After an early experiment, caution prevails
Philadelphia once had a program that let residents install a curbside charger, and then reserved the spots exclusively for EV parking. Council ended it in 2017 due to complaints about essentially privatizing public parking spots.
Gordon applauded the city for being far ahead of the curve on curbside charging, at least for a few years. She noted that Philly resembles Boston in having narrow, old sidewalks with varying designs, which she said Itselectric chargers could accommodate. The company often gets requests through its website from Philadelphians who want the company to bring its devices here, she said.
“We get a lot of inbound from Philly,” she said. “Philly wants charging, they want curbside, and we’d love to pilot there.”

If the city’s federal grant applications are approved, it could potentially use some of that money to build curbside chargers, said Anna Kelly, senior policy advisor for electric vehicles and parking in the city’s Office of Transportation and Infrastructure Systems.

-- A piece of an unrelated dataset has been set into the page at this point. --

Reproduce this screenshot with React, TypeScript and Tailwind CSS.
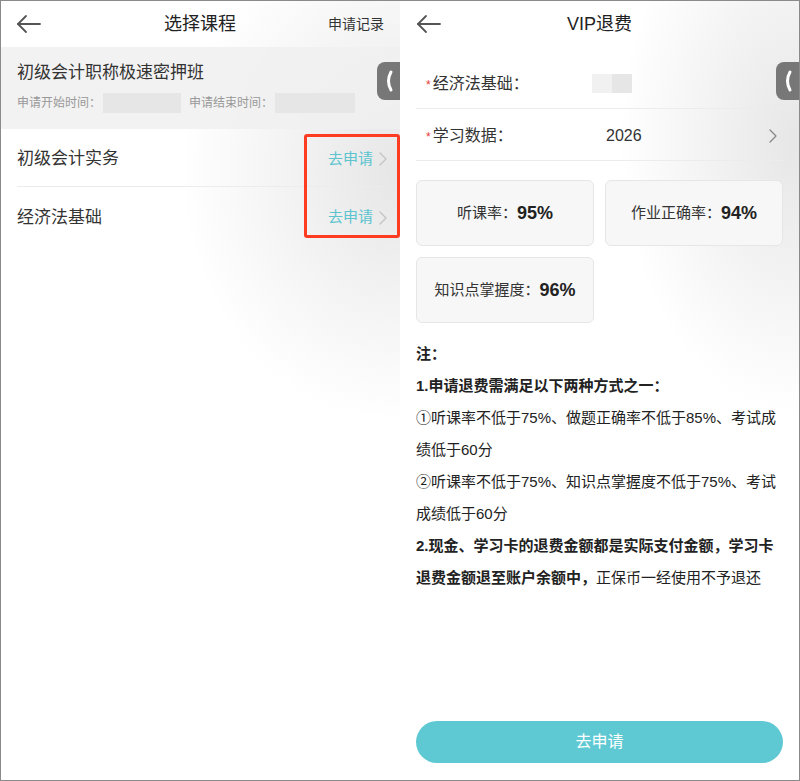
const font = { fontFamily: '"Liberation Sans", "Noto Sans CJK SC", sans-serif' };

function BackArrow() {
  return (
    <svg width="26" height="24" viewBox="0 0 26 24" fill="none" stroke="#555" strokeWidth="1.8" strokeLinecap="round" strokeLinejoin="round">
      <line x1="2" y1="12" x2="24" y2="12" />
      <polyline points="10,4 2,12 10,20" />
    </svg>
  );
}

function Chevron({ color = "#c4c4c4" }: { color?: string }) {
  return (
    <svg width="8" height="14" viewBox="0 0 8 14" fill="none" stroke={color} strokeWidth="1.3" strokeLinecap="round" strokeLinejoin="round">
      <polyline points="1,1 7,7 1,13" />
    </svg>
  );
}

function SideTab() {
  return (
    <div className="absolute right-0 top-[61px] flex h-[38px] w-[23px] items-center justify-center rounded-l-[8px] bg-[#777]">
      <svg width="10" height="24" viewBox="0 0 10 24" fill="none" stroke="#fff" strokeWidth="3" strokeLinecap="round">
        <path d="M7 3 Q2 12 7 21" />
      </svg>
    </div>
  );
}

function CourseList() {
  const courses = ["初级会计实务", "经济法基础"];
  return (
    <div className="relative flex w-[399px] flex-col bg-[radial-gradient(ellipse_55%_32%_at_100%_22%,#e6e6e6,#ffffff)]">
      <header className="grid h-[46px] grid-cols-[1fr_auto_1fr] items-center pl-[15px] pr-[16px]">
        <div className="justify-self-start">
          <BackArrow />
        </div>
        <h1 className="text-[18px] text-[#222]">选择课程</h1>
        <span className="justify-self-end text-[14px] text-[#333]">申请记录</span>
      </header>

      <section className="h-[82px] bg-[#f0f0f0]/85 px-[16px] pt-[14px]">
        <div className="text-[17px] leading-[24px] text-[#333]">初级会计职称极速密押班</div>
        <div className="mt-[8px] flex h-[20px] items-center text-[12px] text-[#999]">
          <span>申请开始时间：</span>
          <span className="ml-[2px] h-[20px] w-[78px] bg-[#e6e6e6]" />
          <span className="ml-[8px]">申请结束时间：</span>
          <span className="ml-[2px] h-[20px] w-[80px] bg-[#e6e6e6]" />
        </div>
      </section>

      <ul className="px-[16px]">
        {courses.map((name, i) => (
          <li
            key={name}
            className={`flex h-[58px] items-center justify-between pt-[3px] ${i === 0 ? "border-b border-[#ececec]" : ""}`}
          >
            <span className="text-[17px] text-[#333]">{name}</span>
            <span className="-mr-[3px] flex items-center gap-[6px] text-[15px] text-[#5bc4cf]">
              去申请
              <Chevron />
            </span>
          </li>
        ))}
      </ul>

      <div className="absolute left-[303px] top-[133px] h-[104px] w-[96px] rounded-[3px] border-[3px] border-[#ff3b22]" />
      <SideTab />
    </div>
  );
}

function Stat({ label, value }: { label: string; value: string }) {
  return (
    <div className="flex h-[66px] items-center justify-center rounded-[6px] border border-[#e6e6e6] bg-[#f7f7f7]">
      <span className="text-[15px] text-[#333]">{label}：</span>
      <span className="text-[18px] font-bold text-[#222]">{value}</span>
    </div>
  );
}

function Refund() {
  return (
    <div className="relative flex flex-1 flex-col bg-[radial-gradient(ellipse_45%_35%_at_100%_18%,#e6e6e6,#ffffff)] px-[16px]">
      <header className="grid h-[46px] grid-cols-[1fr_auto_1fr] items-center">
        <div className="justify-self-start">
          <BackArrow />
        </div>
        <h1 className="text-[18px] text-[#222]">VIP退费</h1>
        <span />
      </header>

      <div className="mt-[10px]">
        <div className="flex h-[52px] items-center border-b border-[#ececec] pl-[10px] pt-[2px]">
          <span className="w-[166px] text-[16px] text-[#333]">
            <span className="mr-[2px] text-[12px] text-[#e53935]">*</span>经济法基础：
          </span>
          <span className="flex h-[19px]">
            <span className="w-[20px] bg-[#f1f1f1]" />
            <span className="w-[20px] bg-[#e6e6e6]" />
          </span>
        </div>
        <div className="flex h-[52px] items-center border-b border-[#ececec] pl-[10px] pr-[6px] pt-[2px]">
          <span className="w-[180px] text-[16px] text-[#333]">
            <span className="mr-[2px] text-[12px] text-[#e53935]">*</span>学习数据：
          </span>
          <span className="text-[16px] text-[#333]">2026</span>
          <span className="ml-auto">
            <Chevron color="#888" />
          </span>
        </div>
      </div>

      <div className="mt-[19px] grid grid-cols-2 gap-[11px]">
        <Stat label="听课率" value="95%" />
        <Stat label="作业正确率" value="94%" />
        <Stat label="知识点掌握度" value="96%" />
      </div>

      <div className="mt-[15px] text-[15px] leading-[32px] text-[#222]">
        <p className="font-bold">注：</p>
        <p className="font-bold">1.申请退费需满足以下两种方式之一：</p>
        <p className="whitespace-nowrap">①听课率不低于75%、做题正确率不低于85%、考试成</p>
        <p>绩低于60分</p>
        <p className="whitespace-nowrap">②听课率不低于75%、知识点掌握度不低于75%、考试</p>
        <p>成绩低于60分</p>
        <p className="whitespace-nowrap font-bold">2.现金、学习卡的退费金额都是实际支付金额，学习卡</p>
        <p className="whitespace-nowrap">
          <span className="font-bold">退费金额退至账户余额中，</span>正保币一经使用不予退还
        </p>
      </div>

      <button className="mb-[17px] mt-auto h-[42px] w-full rounded-full bg-[#5ec9d3] text-[16px] text-white">
        去申请
      </button>
      <SideTab />
    </div>
  );
}

export default function App() {
  return (
    <div style={font} className="flex h-[781px] w-[800px] border border-[#8a8a8a] bg-white">
      <CourseList />
      <Refund />
    </div>
  );
}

But there’s no sign that the city plans to put out bids for a citywide curbside charging initiative, the way Boston and New York have done. Kelly cautioned that curbside charging is a “nascent industry” in the U.S., and said companies are still trying to figure out the best way to make it work.
“One of the challenges is thinking about how you can make sure that you’re keeping bus lanes free, making sure that bike lanes can be installed. Balancing all of the uses of the curb that happen every day is just a little bit more complex than, say, you have a parking lot and you want to install a charger,” Kelly said. “There’s fewer factors to think about when you’re thinking about a surface lot, versus charging in the right-of-way.”